The data sources for text analytics are wide-ranging. Anything which helps gain valuable insights into customer behavior, preferences, opinions, and trends can be a data source. Some of them include the following:
A rich source of information that provides insights into what the customer thinks and feels about the company’s products and services. Various forms of customer feedback include surveys, reviews, or even comments on social media.
These are one of the fastest sources of unstructured data available that provide valuable insights into customer opinions, preferences, and behavior. These include all platforms and content generated on them. Posts and comments on Facebook, Instagram, and Twitter can all be monitored with text analytics.
The news revolves around public opinion. By analyzing news articles, companies gather the public’s sentiment on specific issues and use this information to make better-informed decisions.
If we used the same metaphor of reading the letters and sorting them, sentiment analysis would mean reading those letters and sorting them based on the writer's emotions. If the emotion is happy, the data is labeled as positive and negative if the emotion is upset/unhappy.
Since sorting the emotion comes after data categorization, this is a subfield of text analytics. The tones measured in this are positive, negative, and neutral. This helps businesses understand the overall sentiment of a larger audience towards a specific product or service and help them make data-driven decisions.
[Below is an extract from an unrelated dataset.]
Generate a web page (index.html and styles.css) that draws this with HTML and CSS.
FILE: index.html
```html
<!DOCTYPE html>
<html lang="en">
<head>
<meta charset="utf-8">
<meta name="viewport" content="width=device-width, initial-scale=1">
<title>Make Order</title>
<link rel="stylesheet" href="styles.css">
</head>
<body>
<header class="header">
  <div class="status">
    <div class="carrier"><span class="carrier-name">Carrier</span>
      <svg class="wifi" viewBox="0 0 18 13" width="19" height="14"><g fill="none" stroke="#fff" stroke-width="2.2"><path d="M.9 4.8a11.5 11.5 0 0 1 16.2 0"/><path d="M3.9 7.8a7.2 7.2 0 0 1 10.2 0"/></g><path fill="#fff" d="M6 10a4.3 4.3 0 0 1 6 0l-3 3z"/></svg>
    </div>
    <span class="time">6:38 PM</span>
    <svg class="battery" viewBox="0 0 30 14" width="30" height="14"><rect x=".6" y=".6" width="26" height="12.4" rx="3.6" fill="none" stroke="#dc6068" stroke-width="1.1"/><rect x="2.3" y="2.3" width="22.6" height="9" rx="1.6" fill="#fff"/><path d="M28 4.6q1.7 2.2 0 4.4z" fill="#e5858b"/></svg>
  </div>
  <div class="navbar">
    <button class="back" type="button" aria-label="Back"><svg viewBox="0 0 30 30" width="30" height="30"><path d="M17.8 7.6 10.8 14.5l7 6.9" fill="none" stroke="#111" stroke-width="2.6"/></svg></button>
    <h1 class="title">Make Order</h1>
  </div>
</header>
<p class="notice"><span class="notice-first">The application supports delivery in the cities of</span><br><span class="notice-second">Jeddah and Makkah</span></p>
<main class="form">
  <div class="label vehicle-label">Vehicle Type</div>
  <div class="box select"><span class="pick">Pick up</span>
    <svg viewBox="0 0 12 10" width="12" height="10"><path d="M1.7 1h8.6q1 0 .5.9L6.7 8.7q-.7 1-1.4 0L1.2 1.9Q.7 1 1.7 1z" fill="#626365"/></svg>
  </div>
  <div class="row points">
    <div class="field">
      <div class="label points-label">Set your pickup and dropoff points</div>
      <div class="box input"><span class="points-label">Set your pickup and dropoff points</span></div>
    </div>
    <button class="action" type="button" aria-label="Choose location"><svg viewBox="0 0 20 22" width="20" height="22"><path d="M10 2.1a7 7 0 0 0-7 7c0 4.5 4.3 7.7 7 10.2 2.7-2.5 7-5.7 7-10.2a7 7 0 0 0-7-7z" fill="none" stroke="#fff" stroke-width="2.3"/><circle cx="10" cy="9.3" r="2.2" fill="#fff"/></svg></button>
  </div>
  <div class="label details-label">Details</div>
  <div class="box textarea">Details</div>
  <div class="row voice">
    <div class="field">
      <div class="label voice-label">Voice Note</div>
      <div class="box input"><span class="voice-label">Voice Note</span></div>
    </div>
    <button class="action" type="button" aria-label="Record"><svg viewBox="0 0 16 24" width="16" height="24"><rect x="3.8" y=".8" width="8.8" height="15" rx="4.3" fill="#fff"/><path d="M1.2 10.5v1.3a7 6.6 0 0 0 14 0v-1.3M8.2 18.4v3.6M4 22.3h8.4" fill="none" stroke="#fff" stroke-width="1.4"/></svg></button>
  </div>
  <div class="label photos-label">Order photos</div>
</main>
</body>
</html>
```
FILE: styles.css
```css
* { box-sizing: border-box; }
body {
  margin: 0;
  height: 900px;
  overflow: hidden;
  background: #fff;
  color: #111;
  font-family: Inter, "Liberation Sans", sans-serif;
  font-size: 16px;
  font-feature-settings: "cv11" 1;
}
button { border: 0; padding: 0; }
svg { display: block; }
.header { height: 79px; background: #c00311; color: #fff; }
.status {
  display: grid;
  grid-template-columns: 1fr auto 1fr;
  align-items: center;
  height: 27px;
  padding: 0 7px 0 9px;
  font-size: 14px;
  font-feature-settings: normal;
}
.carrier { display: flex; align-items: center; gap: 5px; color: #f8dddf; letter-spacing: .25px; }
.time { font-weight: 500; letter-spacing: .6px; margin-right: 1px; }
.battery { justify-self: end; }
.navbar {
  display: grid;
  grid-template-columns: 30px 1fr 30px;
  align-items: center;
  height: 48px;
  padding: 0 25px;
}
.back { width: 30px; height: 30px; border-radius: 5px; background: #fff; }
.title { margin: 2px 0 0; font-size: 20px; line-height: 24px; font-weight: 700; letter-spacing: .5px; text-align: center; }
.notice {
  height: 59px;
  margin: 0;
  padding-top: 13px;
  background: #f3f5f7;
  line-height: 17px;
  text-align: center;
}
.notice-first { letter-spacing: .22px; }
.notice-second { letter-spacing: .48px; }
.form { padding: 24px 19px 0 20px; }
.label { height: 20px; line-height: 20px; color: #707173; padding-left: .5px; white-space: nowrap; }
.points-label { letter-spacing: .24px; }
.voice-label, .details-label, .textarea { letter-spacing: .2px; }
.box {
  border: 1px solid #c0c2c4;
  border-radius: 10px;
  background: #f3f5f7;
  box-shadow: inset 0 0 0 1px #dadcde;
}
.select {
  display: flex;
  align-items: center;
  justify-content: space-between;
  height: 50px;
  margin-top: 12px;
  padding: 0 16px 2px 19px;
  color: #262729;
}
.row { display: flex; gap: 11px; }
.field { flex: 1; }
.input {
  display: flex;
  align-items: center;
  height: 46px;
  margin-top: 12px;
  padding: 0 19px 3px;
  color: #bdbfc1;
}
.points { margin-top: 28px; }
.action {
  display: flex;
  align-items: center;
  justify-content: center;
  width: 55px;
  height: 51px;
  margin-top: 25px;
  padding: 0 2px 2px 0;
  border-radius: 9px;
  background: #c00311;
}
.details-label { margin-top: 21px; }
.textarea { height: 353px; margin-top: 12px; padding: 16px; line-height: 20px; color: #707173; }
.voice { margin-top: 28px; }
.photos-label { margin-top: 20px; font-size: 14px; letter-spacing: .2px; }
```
Companies can use sentiment analysis to monitor customer feedback and track changes in customer sentiment over time. Evaluating a product, down to its specific quality, can be monitored with sentiment analysis. It’s always better to know what the customer feels and then bring about a change to improve on identified shortcomings in your business or service.
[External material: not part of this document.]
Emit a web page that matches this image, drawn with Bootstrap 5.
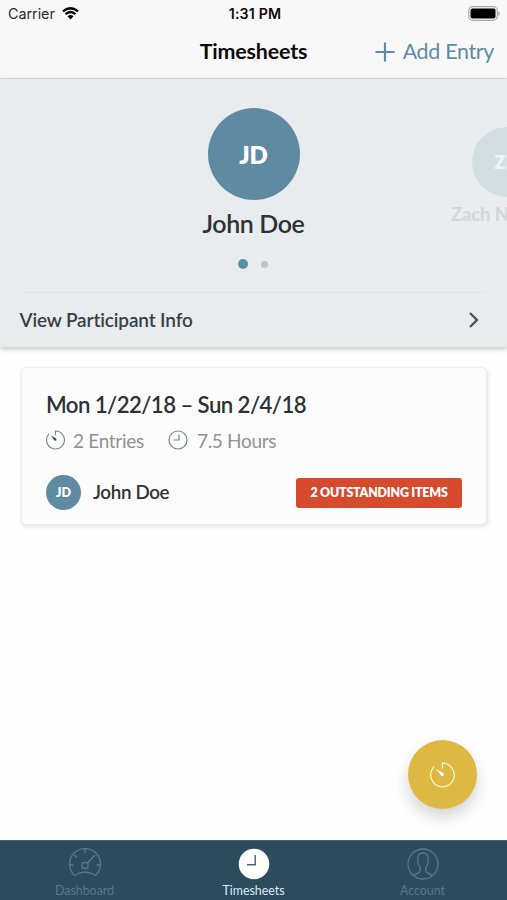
<!DOCTYPE html>
<html lang="en">
<head>
<meta charset="utf-8">
<meta name="viewport" content="width=device-width, initial-scale=1">
<title>Timesheets</title>
<link href="https://cdn.jsdelivr.net/npm/bootstrap@5.3.0/dist/css/bootstrap.min.css" rel="stylesheet">
<style>
body { font-family: Lato, sans-serif; color: #2e3234; background: #fefefe; line-height: 1; font-variant-ligatures: none; }
.screen { height: 900px; }
.topbar { height: 79px; background: #f8f8f8; border-bottom: 1px solid #dcdedf; color: #0b0b0b; }
.status { height: 27px; font: 15px/27px Inter, sans-serif; padding: 0 8px 0 8px; }
.status .side { width: 90px; }
.carrier { font-size: 14.4px; color: #2c2c2c; letter-spacing: -.05px; }
.status .wifi { margin-left: 7px; }
.clock { font-size: 14.2px; font-weight: 600; padding-left: 3px; letter-spacing: .15px; }
.titlebar { height: 50px; padding: 0 13px; }
.page-title { font-size: 21.4px; font-weight: 700; letter-spacing: -.15px; }
.add-entry { color: #5f8ba5; font-size: 21.4px; letter-spacing: -.3px; gap: 8px; width: 120px; }
.titlebar .spacer { width: 120px; }
.participant { height: 268px; background: #e8ecef; box-shadow: 0 2px 5px rgba(70,85,80,.32); }
.slides { height: 214px; margin: 0 20px; border-bottom: 1px solid #dfe4e7; }
.slide-main { padding-top: 29px; }
.avatar { border-radius: 50%; background: #5e8aa2; color: #fff; font-weight: 800; }
.avatar-lg { width: 92px; height: 92px; font-size: 24px; padding-top: 2px; }
.avatar-md { width: 70px; height: 70px; font-size: 18px; background: #d2dee2; color: #eef3f5; }
.avatar-sm { width: 35px; height: 35px; font-size: 12.5px; padding-top: 1px; }
.name-lg { font-size: 25px; font-weight: 600; letter-spacing: -.4px; margin-top: 11px; }
.slide-next { left: 451px; top: 48px; width: 112px; }
.name-next { font-size: 18.6px; letter-spacing: -.2px; font-weight: 700; color: #d2d6d9; margin-top: 8px; white-space: nowrap; }
.dots { gap: 13px; margin-top: 23px; height: 10px; margin-left: -1px; }
.dot-on { width: 10px; height: 10px; background: #5f8ca8; }
.dot-off { width: 7px; height: 7px; background: #bdc2c5; }
.info-row { height: 53px; padding: 0 28px 0 19.5px; font-size: 19px; font-weight: 600; color: #3a3f42; letter-spacing: -.14px; }
.sheet { margin: 20px 20px 0 21px; height: 158px; border: 1px solid #ededed; border-radius: 5px; background: #fcfcfc; box-shadow: 1px 2px 4px rgba(0,0,0,.1); padding: 0 25px 0 24px; }
.period { font-size: 22.2px; font-weight: 600; letter-spacing: -.58px; margin-top: 25px; line-height: 24px; }
.stats { font-size: 19px; letter-spacing: -.3px; color: #909294; margin-top: 12px; height: 22px; }
.stats .stat-b { margin-left: 24px; }
.stats svg { margin-right: 9px; }
.stats .stat-a { margin-left: -1px; }
.owner-row { margin-top: 24px; height: 35px; }
.owner { font-size: 18.8px; font-weight: 600; letter-spacing: -.35px; margin-left: 12px; }
.outstanding { width: 166px; height: 30px; border-radius: 3px; background: #d64b2e; font-size: 12.4px; font-weight: 800; letter-spacing: -.2px; padding: 2px 0 0; margin-right: -1px; }
.fab { right: 30px; bottom: 91px; width: 69px; height: 69px; background: #ddb944; box-shadow: 0 8px 15px rgba(0,0,0,.17); }
.tabs { height: 60px; background: #2c4b5c; border-top: 1px solid #456170; font-size: 12.4px; color: #57798e; }
.tab-item { padding-top: 7px; }
.tab-item span { margin-top: 5px; }
.tab-on { color: #d9eaf3; }
</style>
<script src="https://cdn.jsdelivr.net/npm/bootstrap@5.3.0/dist/js/bootstrap.bundle.min.js"></script>
</head>
<body>
<div class="screen d-flex flex-column position-relative overflow-hidden">
  <header class="topbar flex-shrink-0">
    <div class="status d-flex justify-content-between align-items-center">
      <div class="side d-flex align-items-center"><span class="carrier">Carrier</span>
        <svg class="wifi" width="17" height="13" viewBox="0 0 17 13" fill="none" stroke="#000" stroke-width="2.2"><path d="M1 4.300Q8.500-1.800 16 4.300M3.500 7.200Q8.500 2.800 13.500 7.200"/><path d="M8.500 12.500L5.500 9.300Q8.500 6.800 11.500 9.300Z" fill="#000" stroke="none"/></svg>
      </div>
      <span class="clock">1:31 PM</span>
      <div class="side d-flex justify-content-end">
        <svg width="32" height="15" viewBox="0 0 32 15" style="margin-right:-1px"><rect x=".7" y=".7" width="28.600" height="13.600" rx="4" fill="none" stroke="#aaa" stroke-width="1.200"/><rect x="2.500" y="2.500" width="25" height="10" rx="2" fill="#000"/><path d="M30.300 5v5q1.700-1 1.700-2.500T30.300 5z" fill="#aaa"/></svg>
      </div>
    </div>
    <div class="titlebar d-flex justify-content-between align-items-center">
      <span class="spacer"></span>
      <span class="page-title">Timesheets</span>
      <a class="add-entry d-flex align-items-center justify-content-end text-decoration-none text-nowrap" href="#"><svg class="flex-shrink-0" width="20" height="20" viewBox="0 0 20 20" stroke="currentColor" stroke-width="2.200"><path d="M10 .5v19M.5 10h19"/></svg>Add Entry</a>
    </div>
  </header>

  <section class="participant position-relative flex-shrink-0">
    <div class="slides">
      <div class="slide-main d-flex flex-column align-items-center">
        <div class="avatar avatar-lg d-flex align-items-center justify-content-center">JD</div>
        <div class="name-lg">John Doe</div>
        <div class="dots d-flex align-items-center"><i class="dot-on rounded-circle"></i><i class="dot-off rounded-circle"></i></div>
      </div>
      <div class="slide-next position-absolute d-flex flex-column align-items-center">
        <div class="avatar avatar-md d-flex align-items-center justify-content-center">ZN</div>
        <div class="name-next align-self-start">Zach N</div>
      </div>
    </div>
    <div class="info-row d-flex align-items-center justify-content-between">View Participant Info
      <svg width="10" height="16" viewBox="0 0 10 16" fill="none" stroke="#4c5053" stroke-width="2.200"><path d="M1 1l7 7-7 7"/></svg>
    </div>
  </section>

  <main class="flex-grow-1">
    <article class="sheet d-flex flex-column">
      <div class="period">Mon 1/22/18 – Sun 2/4/18</div>
      <div class="stats d-flex align-items-center">
        <svg width="19" height="20" viewBox="0 0 24 25" fill="none" stroke="#76858e" stroke-width="1.400"><path d="M12 6.500V1.200A11.300 11.300 0 1 1 4 4.500"/><path d="M6 6.800L13 10.800Q14 13.800 11 13.500Z" fill="#34434c" stroke="none"/></svg>
        <span class="stat-a">2 Entries</span>
        <svg class="stat-b" width="20" height="20" viewBox="0 0 20 20" fill="none" stroke="#76858e" stroke-width="1.200"><circle cx="10" cy="10" r="9"/><path d="M11 4.500V10H5.500"/></svg>
        <span class="stat-c">7.5 Hours</span>
      </div>
      <div class="owner-row d-flex align-items-center">
        <div class="avatar avatar-sm d-flex align-items-center justify-content-center">JD</div>
        <span class="owner">John Doe</span>
        <span class="outstanding badge ms-auto d-flex align-items-center justify-content-center">2 OUTSTANDING ITEMS</span>
      </div>
    </article>
  </main>

  <button class="fab btn border-0 rounded-circle p-0 position-absolute d-flex align-items-center justify-content-center" aria-label="Start timer">
    <svg width="25" height="26" viewBox="0 0 24 25" fill="none" stroke="#fff6d5" stroke-width="1.200"><path d="M12 6V1.200A11.300 11.300 0 1 1 4 4.500"/><path d="M5.500 6.500L13 10.800Q14 14 11 13.500Z" fill="#fff" stroke="none"/></svg>
  </button>

  <nav class="tabs row g-0 flex-shrink-0">
    <div class="tab-item col d-flex flex-column align-items-center">
      <svg width="34" height="32" viewBox="0 0 34 32" fill="none" stroke="currentColor" stroke-width="1.300"><path d="M6.500 27.500A15.500 15.500 0 1 1 27.500 27.500Q17 20.500 6.500 27.500Z"/><path d="M17 1v4M2 17h3.500M28.500 17H32M6.500 7l2.500 2.500M27 7L19 15.500"/><rect x="14" y="14.500" width="6" height="6" rx="2"/></svg>
      <span>Dashboard</span>
    </div>
    <div class="tab-item tab-on col d-flex flex-column align-items-center">
      <svg width="32" height="32" viewBox="0 0 32 32"><circle cx="16" cy="16" r="15.300" fill="#fff"/><path d="M17.200 7v9.700H9" fill="none" stroke="#50636d" stroke-width="1.400"/></svg>
      <span>Timesheets</span>
    </div>
    <div class="tab-item col d-flex flex-column align-items-center">
      <svg width="32" height="32" viewBox="0 0 32 32" fill="none" stroke="currentColor" stroke-width="1.300"><circle cx="16" cy="16" r="15"/><path d="M6.500 27.300Q12.500 25 13.300 22.500V19.500Q10.700 17 10.700 11Q10.700 5 16 5T21.300 11Q21.300 17 18.700 19.500V22.500Q19.500 25 25.500 27.300"/></svg>
      <span>Account</span>
    </div>
  </nav>
</div>
</body>
</html>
A business can improve and become more customer-centric when working with text analytics and sentiment analysis. They can use these tools to identify areas where they need to improve quickly. Major areas companies gain benefit in are:
Keeping up with your brand reputation is a must. This helps in forecasting sales and customer retention. This also allows the company to handle any negative sentiment before it becomes a significant issue.
Insights into how specific trends, products, or services can help a company manage the product/ service better. Informed decisions are then made regarding pricing strategies, product development, and marketing campaigns.
Categorizing customers based on their attitudes and preferences can help brands better target specific customer groups more effectively and personalized marketing campaigns.
In understanding the results of text and sentiment analytics, it’s essential to know the steps involved in processing the data. These steps are:
The first step in text analytics and sentiment analysis is collecting data from customer feedback, social media, and surveys.
After data collection, the data is cleaned and formatted for analytical purposes.
NLP converts unstructured text data into a structured format to be analyzed. Some standard NLP techniques in this step include tokenization, stemming, lemmatization, and part-of-speech tagging.
The text is further filtered by extracting meaningful information from the text data. This includes keyword extraction and document classification.
Rule-based algorithms, machine learning, and deep learning help to further classify the tone of the data and categorize it into sentiments.
Visualization through PowerBI and Tableau brings data into charts, graphs, and maps to make the data more understandable and actionable.
Intext analytics and sentiment analysis, NLP(Natural Language Processing) and text mining are critical techniques used to extract meaningful information from text data, including extracting keywords, classifying documents, and determining sentiment.
The technologies employed for text analytics and sentiment analysis include programming languages such as Python, NLP libraries, and machine learning libraries such as scikit-learn.
OpenText, IBM Watson, and Sentiment140 provide comprehensive tools and technologies for text analytics and sentiment analysis.
Tableau and PowerBI are used to visualize the analysis results and make them more understandable and actionable.
The forever looming question of privacy comes into play again with these enhanced techniques. Much of the data extracted contains personal and financial information. This sensitive data should remain protected and confidential to maintain the privacy and security of individuals.
The technology is still learning and trying to keep up with the vast amounts of data it gets to process. The effectiveness still needs to catch up in certain places where inaccurate results are forced with slang, emoticons, and sarcasm in content, further complicating the process.
Human supervision is critical for removing errors or biases found in insights drawn by the NLP algorithms. Final decisions and results need to be validated by human experts.
At the end of the day, these techniques will make the marketing world increasingly dependent on data more than ever. Gaining insights into customer behavior, preferences, and opinions is a gold mine for companies that now have precisely what they need to improve their products, services, or brand image.
The future is of text analytics and sentiment analysis. Anyone falling short of this race will miss the leap into the next generation of business. With advancements in NLP and machine learning technologies continuing to improve, results will become more valuable as they near accuracy.
Business today can’t risk missing out on these tools. Text analytics and sentiment analysis tools will become necessary for businesses to keep up with their competition. After all, it’s about the customer, gaining that competitive advantage, and driving that growth.